"Pasta knows when you’re scared or nervous."
Homemade pasta is many things: delicious, comforting and versatile. Did we mention delicious? That part really can't be understated.
While dried pasta may be the most foolproof dish this side of instant ramen, its homemade counterpart requires a bit of work and planning in order to make it a success. Luckily for us, chef Sarah Grueneberg of Chicago's Monteverde (and Top Chef Season 9 runner-up) shared some of her favorite homemade pasta tips when she dropped by our test kitchen to make her delicious salumi bolognese.
Pasta practice makes perfect
"The first time I made pasta, it was terrible," confesses Grueneberg. "The dough broke and it was an absolute mess, but you only get better at it the more you try. If you don’t keep trying, you’re just going to hate the process and you'll miss out on how great fresh pasta can be."
Just add water
If a fresh pasta recipe isn't working, Grueneberg says water might solve the problem. "When you find a recipe you like, make it a little wetter than you think it should be, and then see how that feels, compared to how too dry feels," she says. "You'll know the dough is too dry and needs more egg if it looks scaly when you’re mixing it in your mixer. Just keep calm and add a little more egg or water. In the end, the dough should come together as one smooth ball."
Give the dough, and yourself, some time to relax
After you knead your dough, take a break. "Resting the dough for a day is best, but give it at least an hour minimum before rolling it out," says Grueneberg. "The colder, firmer and more hydrated the dough is, the easier it will be to roll. If your pasta dough shrivels after stretching, it needs to rest way longer."
Confidence is key
"Pasta knows when you’re scared or nervous," says Grueneberg. "Your hands will warm the dough and then it'll become way more difficult to work with. If need be, refrigerate the dough for a while once it's done resting and come back to it. Fresh dough is fine in the fridge for up to three days."

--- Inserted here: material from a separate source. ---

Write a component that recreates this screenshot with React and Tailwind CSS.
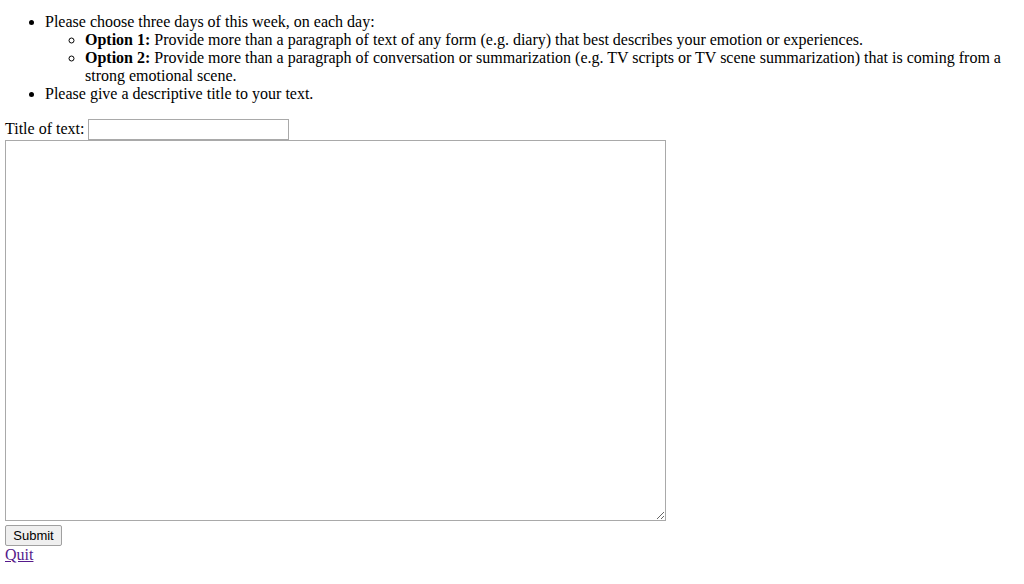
export default function App() {
  return (
    <div className="min-h-[584px] bg-white pl-[5px] pr-[5px] text-[16px] leading-[18px] text-black" style={{ fontFamily: '"Liberation Serif", "Times New Roman", serif' }}>
      <ul className="mt-[13px] mb-[16px] list-disc pl-[40px]">
        <li>
          Please choose three days of this week, on each day:
          <ul className="list-[circle] pl-[40px]">
            <li>
              <b className="font-bold">Option 1:</b> Provide more than a paragraph of text of any form (e.g. diary) that best describes your emotion or experiences.
            </li>
            <li>
              <b className="font-bold">Option 2:</b> Provide more than a paragraph of conversation or summarization (e.g. TV scripts or TV scene summarization) that is coming from a strong emotional scene.
            </li>
          </ul>
        </li>
        <li>Please give a descriptive title to your text.</li>
      </ul>
      <div className="flex h-[21px] items-start">
        <span className="mt-[1px]">Title of text:</span>
        <input type="text" className="ml-[4px] h-[21px] w-[201px] border border-[#a9a9a9] bg-white px-[2px] text-[13px] outline-none" />
      </div>
      <textarea className="block h-[381px] w-[661px] resize border border-[#a9a9a9] bg-white p-[2px] text-[13px] outline-none" style={{ fontFamily: '"Liberation Mono", monospace' }} />
      <button className="mt-[4px] block h-[21px] w-[57px] rounded-[2px] border border-[#a0a0a0] bg-[#efefef] text-[13px] leading-[19px] text-black" style={{ fontFamily: '"Liberation Sans", Arial, sans-serif' }}>
        Submit
      </button>
      <a href="#" className="text-[#551a8b] underline">Quit</a>
    </div>
  );
}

Never overcook your pasta, period
We all know to shoot for al dente with dried pasta, but Grueneberg says fresh demands equal attention during cooking. "Do not overcook the pasta, I can't stress that enough," she says. "As soon as the pasta floats, pull it out and put it in your sauce. Have your sauce ready next to the water and finish the pasta in the sauce so it soaks up all of that great flavor. And when you're using dry pasta, always cook it three minutes less than the package says so you can finish it in the sauce and keep it al dente."